Your objective: Leave out every picture, then transcribe the rest of the listing exactly.

Data shown:
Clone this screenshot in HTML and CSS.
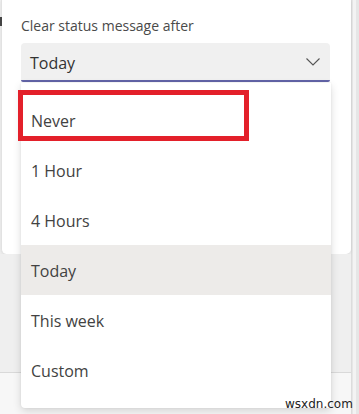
FILE: index.html
```html
<!DOCTYPE html>
<html>
<head>
<meta charset="utf-8">
<link rel="stylesheet" href="styles.css">
</head>
<body>
<div class="screen">
  <div class="main">
    <div class="edge-mark"></div>
    <section class="dialog">
      <div class="label">Clear status message after</div>
      <div class="select">
        <span class="select-value">Today</span>
        <svg class="chevron" width="14" height="8" viewBox="0 0 14 8"><path d="M0.5 0.5 L7 7 L13.5 0.5" fill="none" stroke="#555" stroke-width="1.1"/></svg>
      </div>
    </section>
    <div class="below">
      <div class="below-top"></div>
      <div class="below-bottom"></div>
    </div>
    <ul class="menu">
      <li class="item">Never</li>
      <li class="item">1 Hour</li>
      <li class="item">4 Hours</li>
      <li class="item selected">Today</li>
      <li class="item">This week</li>
      <li class="item">Custom</li>
    </ul>
    <div class="highlight-box"></div>
  </div>
  <div class="scrollbar"><div class="scroll-track"></div></div>
  <div class="watermark">wsxdn.com</div>
</div>
</body>
</html>
```
FILE: styles.css
```css
* { box-sizing: border-box; }
html, body { margin: 0; padding: 0; }
body {
  width: 359px;
  height: 414px;
  overflow: hidden;
  background: #ebebeb;
  font-family: "Open Sans", "Noto Sans", sans-serif;
  color: #424242;
}
.screen {
  position: relative;
  display: flex;
  width: 359px;
  height: 414px;
}
.main {
  position: relative;
  width: 351px;
  display: flex;
  flex-direction: column;
  background: #efefef;
}
.edge-mark {
  position: absolute;
  left: 0;
  top: 17px;
  width: 2px;
  height: 9px;
  background: #444;
}
.dialog {
  height: 254px;
  margin-left: 1px;
  background: #fff;
  border-left: 1px solid #e2e2e2;
  border-radius: 0 0 5px 5px;
  padding: 16px 20px 0 19px;
  box-shadow: 0 1px 3px rgba(0,0,0,0.08);
}
.label {
  font-size: 14px;
  line-height: 19px;
  color: #4a4a4a;
}
.select {
  margin-top: 8px;
  height: 39px;
  width: 309px;
  background: #f0f0f0;
  border-bottom: 2px solid #6264a7;
  border-radius: 4px 4px 2px 2px;
  display: flex;
  align-items: center;
  justify-content: space-between;
  padding: 0 10px 0 9px;
}
.select-value {
  font-size: 16px;
  color: #333;
  padding-top: 2px;
}
.chevron { margin-top: 1px; }
.below {
  flex: 1;
  display: flex;
  flex-direction: column;
}
.below-top {
  height: 119px;
  background: #efefef;
  border-bottom: 1px solid #d9d9d9;
}
.below-bottom {
  flex: 1;
  background: #f7f7f7;
}
.menu {
  position: absolute;
  left: 21px;
  top: 83px;
  width: 310px;
  height: 325px;
  margin: 0;
  padding: 12px 0 13px 0;
  list-style: none;
  background: #fff;
  border-radius: 0 0 4px 4px;
  box-shadow: 0 3px 8px rgba(0,0,0,0.14), 0 0 2px rgba(0,0,0,0.08);
}
.item {
  height: 50px;
  display: flex;
  align-items: center;
  padding-left: 10px;
  padding-top: 2px;
  font-size: 16px;
  color: #424242;
}
.item.selected { background: #edebe9; }
.highlight-box {
  position: absolute;
  left: 18px;
  top: 90px;
  width: 231px;
  height: 51px;
  border: 5px solid #e3202a;
}
.scrollbar {
  width: 8px;
  background: #e6e6e6;
  border-left: 1px solid #dcdcdc;
  display: flex;
}
.scroll-track {
  width: 3px;
  margin-left: 1px;
  background: #f3f3f3;
}
.watermark {
  position: absolute;
  left: 285px;
  top: 396px;
  font-family: "DejaVu Sans", sans-serif;
  font-size: 12px;
  line-height: 16px;
  color: #222;
}
```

In response:
Clone this screenshot in HTML and CSS.
FILE: index.html
```html
<!DOCTYPE html>
<html>
<head>
<meta charset="utf-8">
<link rel="stylesheet" href="styles.css">
</head>
<body>
<div class="screen">
  <div class="main">
    <div class="edge-mark"></div>
    <section class="dialog">
      <div class="label">Clear status message after</div>
      <div class="select">
        <span class="select-value">Today</span>
        <svg class="chevron" width="14" height="8" viewBox="0 0 14 8"><path d="M0.5 0.5 L7 7 L13.5 0.5" fill="none" stroke="#555" stroke-width="1.1"/></svg>
      </div>
    </section>
    <div class="below">
      <div class="below-top"></div>
      <div class="below-bottom"></div>
    </div>
    <ul class="menu">
      <li class="item">Never</li>
      <li class="item">1 Hour</li>
      <li class="item">4 Hours</li>
      <li class="item selected">Today</li>
      <li class="item">This week</li>
      <li class="item">Custom</li>
    </ul>
    <div class="highlight-box"></div>
  </div>
  <div class="scrollbar"><div class="scroll-track"></div></div>
  <div class="watermark">wsxdn.com</div>
</div>
</body>
</html>
```
FILE: styles.css
```css
* { box-sizing: border-box; }
html, body { margin: 0; padding: 0; }
body {
  width: 359px;
  height: 414px;
  overflow: hidden;
  background: #ebebeb;
  font-family: "Open Sans", "Noto Sans", sans-serif;
  color: #424242;
}
.screen {
  position: relative;
  display: flex;
  width: 359px;
  height: 414px;
}
.main {
  position: relative;
  width: 351px;
  display: flex;
  flex-direction: column;
  background: #efefef;
}
.edge-mark {
  position: absolute;
  left: 0;
  top: 17px;
  width: 2px;
  height: 9px;
  background: #444;
}
.dialog {
  height: 254px;
  margin-left: 1px;
  background: #fff;
  border-left: 1px solid #e2e2e2;
  border-radius: 0 0 5px 5px;
  padding: 16px 20px 0 19px;
  box-shadow: 0 1px 3px rgba(0,0,0,0.08);
}
.label {
  font-size: 14px;
  line-height: 19px;
  color: #4a4a4a;
}
.select {
  margin-top: 8px;
  height: 39px;
  width: 309px;
  background: #f0f0f0;
  border-bottom: 2px solid #6264a7;
  border-radius: 4px 4px 2px 2px;
  display: flex;
  align-items: center;
  justify-content: space-between;
  padding: 0 10px 0 9px;
}
.select-value {
  font-size: 16px;
  color: #333;
  padding-top: 2px;
}
.chevron { margin-top: 1px; }
.below {
  flex: 1;
  display: flex;
  flex-direction: column;
}
.below-top {
  height: 119px;
  background: #efefef;
  border-bottom: 1px solid #d9d9d9;
}
.below-bottom {
  flex: 1;
  background: #f7f7f7;
}
.menu {
  position: absolute;
  left: 21px;
  top: 83px;
  width: 310px;
  height: 325px;
  margin: 0;
  padding: 12px 0 13px 0;
  list-style: none;
  background: #fff;
  border-radius: 0 0 4px 4px;
  box-shadow: 0 3px 8px rgba(0,0,0,0.14), 0 0 2px rgba(0,0,0,0.08);
}
.item {
  height: 50px;
  display: flex;
  align-items: center;
  padding-left: 10px;
  padding-top: 2px;
  font-size: 16px;
  color: #424242;
}
.item.selected { background: #edebe9; }
.highlight-box {
  position: absolute;
  left: 18px;
  top: 90px;
  width: 231px;
  height: 51px;
  border: 5px solid #e3202a;
}
.scrollbar {
  width: 8px;
  background: #e6e6e6;
  border-left: 1px solid #dcdcdc;
  display: flex;
}
.scroll-track {
  width: 3px;
  margin-left: 1px;
  background: #f3f3f3;
}
.watermark {
  position: absolute;
  left: 285px;
  top: 396px;
  font-family: "DejaVu Sans", sans-serif;
  font-size: 12px;
  line-height: 16px;
  color: #222;
}
```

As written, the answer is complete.